Si l'on creuse, on voit aussi que les budgets de la police et de la justice sont chroniquement rognés, que le sous-effectif est patent, et que la politisation est reine dans les prétoires, biaisant les jugements et la bonne analyse des faits.

Et tout cela au moment où la chute du mur de Berlin, l'espace Schengen et la déferlante migratoire entraînent une mutation profonde de nos sociétés et l'apparition de méfaits jusque-là inconnus ou d'un autre temps (récoltes cueillies sur pied pendant la nuit, équipements communs intégralement dépouillés de leurs câbles électriques, attaque de touristes par des bandes de pickpockets mineurs...).

Au final, beaucoup de gens sont convaincus qu'il n'y a pas de justice dans notre pays et que les criminels y sont trop souvent impunis.

Ce sentiment est d'ailleurs renforcé par la culture de l'excuse et le côté "glamour" de la délinquance, encore assimilée à de la rébellion par beaucoup de nos médias, pour qui le voyou et la transgression sont romantiques et le respect des règles et des lois ringard.

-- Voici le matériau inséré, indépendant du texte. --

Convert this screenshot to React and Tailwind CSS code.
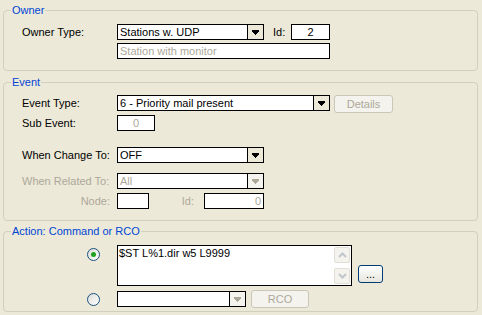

Dans ce contexte, la tentation de se faire soi-même justice vient assez naturellement, c'est presque dans l'ordre des choses.

Et cela va dans le sens général de la défiance croissante que nous avons envers nos dirigeants et institutions.

C'est un autre aspect inquiétant des tendances de notre société contre lequel on serait bien avisé de réagir vite.